→ Task requirements
Once the pictures are set aside, transcribe the remaining data exactly.

→ Information shown
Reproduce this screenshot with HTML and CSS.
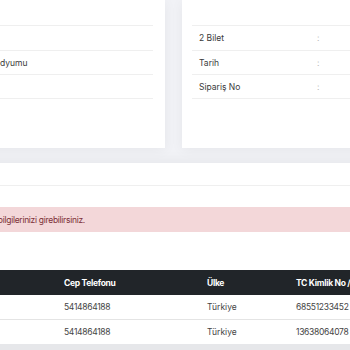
FILE: index.html
```html
<!doctype html>
<html>
<head>
    <meta charset="utf-8">
    <title>Bilet Bilgileri</title>
    <meta name="viewport" content="width=device-width, initial-scale=1">
    <link rel="stylesheet" href="styles.css">
</head>
<body class="bilet-body">
<div class="bilet-page">

    <!-- ust kartlar -->
    <div class="bilet-cards">
        <div class="bilet-card bilet-card-left">
            <div class="bilet-row bilet-row-first"><span>Etkinlik</span><span class="bilet-colon">:</span><span></span></div>
            <div class="bilet-row"><span></span><span class="bilet-colon"></span><span></span></div>
            <div class="bilet-row"><span>Yer</span><span class="bilet-colon">:</span><span>Stadyumu</span></div>
            <div class="bilet-row bilet-row-last"><span></span><span class="bilet-colon"></span><span></span></div>
        </div>
        <div class="bilet-card bilet-card-right">
            <div class="bilet-row bilet-row-first"><span></span><span></span><span></span></div>
            <div class="bilet-row"><span>2 Bilet</span><span class="bilet-colon">:</span><span></span></div>
            <div class="bilet-row"><span>Tarih</span><span class="bilet-colon">:</span><span></span></div>
            <div class="bilet-row bilet-row-last"><span>Sipariş No</span><span class="bilet-colon">:</span><span></span></div>
        </div>
    </div>

    <!-- yolcu bilgileri -->
    <div class="bilet-panel">
        <div class="bilet-panel-head"></div>
        <div class="bilet-panel-body">
            <div class="bilet-alert">
                <span class="bilet-alert-text">Lütfen bilet sahiplerinin bilgilerini kontrol ediniz, eksik bilgilerinizi girebilirsiniz.</span>
            </div>

            <div class="bilet-table-wrap">
                <table class="bilet-table">
                    <colgroup>
                        <col style="width: 226px">
                        <col style="width: 143px">
                        <col style="width: 89px">
                        <col>
                    </colgroup>
                    <thead>
                    <tr>
                        <th>Ad Soyad</th>
                        <th>Cep Telefonu</th>
                        <th>Ülke</th>
                        <th>TC Kimlik No / Pasaport No</th>
                    </tr>
                    </thead>
                    <tbody>
                    <tr>
                        <td>Ahmet Yılmaz</td>
                        <td class="bilet-num">5414864188</td>
                        <td>Türkiye</td>
                        <td class="bilet-num">68551233452</td>
                    </tr>
                    <tr>
                        <td>Mehmet Yılmaz</td>
                        <td class="bilet-num">5414864188</td>
                        <td>Türkiye</td>
                        <td class="bilet-num">13638064078</td>
                    </tr>
                    </tbody>
                </table>
            </div>
        </div>
    </div>

</div>
</body>
</html>
```

FILE: styles.css
```css
.bilet-body {
    margin: 0;
    overflow: hidden;
    background: #f1f2f6;
    font-family: 'Inter', 'Noto Sans', sans-serif;
    font-size: 8.5px;
    color: #3a3a3a;
}

/* sayfa, ekranin solundan tasiyor */
.bilet-page {
    width: 700px;
    margin-left: -170px;
}

.bilet-cards {
    display: flex;
    gap: 17px;
}

.bilet-card {
    background: #fff;
    height: 148px;
    box-sizing: border-box;
    box-shadow: 0 2px 12px 0 rgba(0, 0, 0, 0.05);
}

.bilet-card-left {
    width: 335px;
    padding: 0 12px 0 18px;
}

.bilet-card-right {
    width: 348px;
    padding: 0 0 0 10px;
}

.bilet-row {
    display: grid;
    grid-template-columns: 118px 14px 1fr;
    align-items: center;
    height: 24.7px;
    padding-left: 7px;
    border-top: 1px solid #efefef;
    box-sizing: border-box;
}

.bilet-row-first {
    border-top: 0;
    height: 25px;
}

.bilet-row-last {
    border-bottom: 1px solid #efefef;
}

.bilet-colon {
    color: #b5b5b5;
}

.bilet-panel {
    margin-top: 15px;
    background: #fff;
    box-shadow: 0 -2px 12px 0 rgba(0, 0, 0, 0.05);
}

.bilet-panel-head {
    height: 22px;
    border-bottom: 1px solid #efefef;
}

.bilet-panel-body {
    padding: 21px 0 0;
}

.bilet-alert {
    background: #f3d7d9;
    color: #7c2f36;
    height: 25px;
    display: flex;
    align-items: center;
}

/* metin sola tasiyor, sonu x=85'te */
.bilet-alert-text {
    width: 255px;
    flex: none;
    display: flex;
    justify-content: flex-end;
    white-space: nowrap;
    letter-spacing: -0.3px;
}

.bilet-table-wrap {
    margin-top: 38px;
    background: #fff;
    border-bottom: 8px solid #e6e7ea;
}

.bilet-table {
    width: 700px;
    border-collapse: collapse;
    table-layout: fixed;
}

.bilet-table th {
    background: #212529;
    color: #fff;
    font-weight: 700;
    text-align: left;
    height: 25px;
    padding: 0 8px;
    white-space: nowrap;
    letter-spacing: -0.3px;
}

.bilet-table td {
    height: 24px;
    padding: 0 8px;
    color: #444;
    white-space: nowrap;
}

.bilet-table .bilet-num {
    letter-spacing: -0.3px;
}

.bilet-table tbody tr + tr td {
    border-top: 1px solid #e4e4e4;
}
```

→ Output
Reproduce this screenshot with HTML and CSS.
FILE: index.html
```html
<!doctype html>
<html>
<head>
    <meta charset="utf-8">
    <title>Bilet Bilgileri</title>
    <meta name="viewport" content="width=device-width, initial-scale=1">
    <link rel="stylesheet" href="styles.css">
</head>
<body class="bilet-body">
<div class="bilet-page">

    <!-- ust kartlar -->
    <div class="bilet-cards">
        <div class="bilet-card bilet-card-left">
            <div class="bilet-row bilet-row-first"><span>Etkinlik</span><span class="bilet-colon">:</span><span></span></div>
            <div class="bilet-row"><span></span><span class="bilet-colon"></span><span></span></div>
            <div class="bilet-row"><span>Yer</span><span class="bilet-colon">:</span><span>Stadyumu</span></div>
            <div class="bilet-row bilet-row-last"><span></span><span class="bilet-colon"></span><span></span></div>
        </div>
        <div class="bilet-card bilet-card-right">
            <div class="bilet-row bilet-row-first"><span></span><span></span><span></span></div>
            <div class="bilet-row"><span>2 Bilet</span><span class="bilet-colon">:</span><span></span></div>
            <div class="bilet-row"><span>Tarih</span><span class="bilet-colon">:</span><span></span></div>
            <div class="bilet-row bilet-row-last"><span>Sipariş No</span><span class="bilet-colon">:</span><span></span></div>
        </div>
    </div>

    <!-- yolcu bilgileri -->
    <div class="bilet-panel">
        <div class="bilet-panel-head"></div>
        <div class="bilet-panel-body">
            <div class="bilet-alert">
                <span class="bilet-alert-text">Lütfen bilet sahiplerinin bilgilerini kontrol ediniz, eksik bilgilerinizi girebilirsiniz.</span>
            </div>

            <div class="bilet-table-wrap">
                <table class="bilet-table">
                    <colgroup>
                        <col style="width: 226px">
                        <col style="width: 143px">
                        <col style="width: 89px">
                        <col>
                    </colgroup>
                    <thead>
                    <tr>
                        <th>Ad Soyad</th>
                        <th>Cep Telefonu</th>
                        <th>Ülke</th>
                        <th>TC Kimlik No / Pasaport No</th>
                    </tr>
                    </thead>
                    <tbody>
                    <tr>
                        <td>Ahmet Yılmaz</td>
                        <td class="bilet-num">5414864188</td>
                        <td>Türkiye</td>
                        <td class="bilet-num">68551233452</td>
                    </tr>
                    <tr>
                        <td>Mehmet Yılmaz</td>
                        <td class="bilet-num">5414864188</td>
                        <td>Türkiye</td>
                        <td class="bilet-num">13638064078</td>
                    </tr>
                    </tbody>
                </table>
            </div>
        </div>
    </div>

</div>
</body>
</html>
```

FILE: styles.css
```css
.bilet-body {
    margin: 0;
    overflow: hidden;
    background: #f1f2f6;
    font-family: 'Inter', 'Noto Sans', sans-serif;
    font-size: 8.5px;
    color: #3a3a3a;
}

/* sayfa, ekranin solundan tasiyor */
.bilet-page {
    width: 700px;
    margin-left: -170px;
}

.bilet-cards {
    display: flex;
    gap: 17px;
}

.bilet-card {
    background: #fff;
    height: 148px;
    box-sizing: border-box;
    box-shadow: 0 2px 12px 0 rgba(0, 0, 0, 0.05);
}

.bilet-card-left {
    width: 335px;
    padding: 0 12px 0 18px;
}

.bilet-card-right {
    width: 348px;
    padding: 0 0 0 10px;
}

.bilet-row {
    display: grid;
    grid-template-columns: 118px 14px 1fr;
    align-items: center;
    height: 24.7px;
    padding-left: 7px;
    border-top: 1px solid #efefef;
    box-sizing: border-box;
}

.bilet-row-first {
    border-top: 0;
    height: 25px;
}

.bilet-row-last {
    border-bottom: 1px solid #efefef;
}

.bilet-colon {
    color: #b5b5b5;
}

.bilet-panel {
    margin-top: 15px;
    background: #fff;
    box-shadow: 0 -2px 12px 0 rgba(0, 0, 0, 0.05);
}

.bilet-panel-head {
    height: 22px;
    border-bottom: 1px solid #efefef;
}

.bilet-panel-body {
    padding: 21px 0 0;
}

.bilet-alert {
    background: #f3d7d9;
    color: #7c2f36;
    height: 25px;
    display: flex;
    align-items: center;
}

/* metin sola tasiyor, sonu x=85'te */
.bilet-alert-text {
    width: 255px;
    flex: none;
    display: flex;
    justify-content: flex-end;
    white-space: nowrap;
    letter-spacing: -0.3px;
}

.bilet-table-wrap {
    margin-top: 38px;
    background: #fff;
    border-bottom: 8px solid #e6e7ea;
}

.bilet-table {
    width: 700px;
    border-collapse: collapse;
    table-layout: fixed;
}

.bilet-table th {
    background: #212529;
    color: #fff;
    font-weight: 700;
    text-align: left;
    height: 25px;
    padding: 0 8px;
    white-space: nowrap;
    letter-spacing: -0.3px;
}

.bilet-table td {
    height: 24px;
    padding: 0 8px;
    color: #444;
    white-space: nowrap;
}

.bilet-table .bilet-num {
    letter-spacing: -0.3px;
}

.bilet-table tbody tr + tr td {
    border-top: 1px solid #e4e4e4;
}
```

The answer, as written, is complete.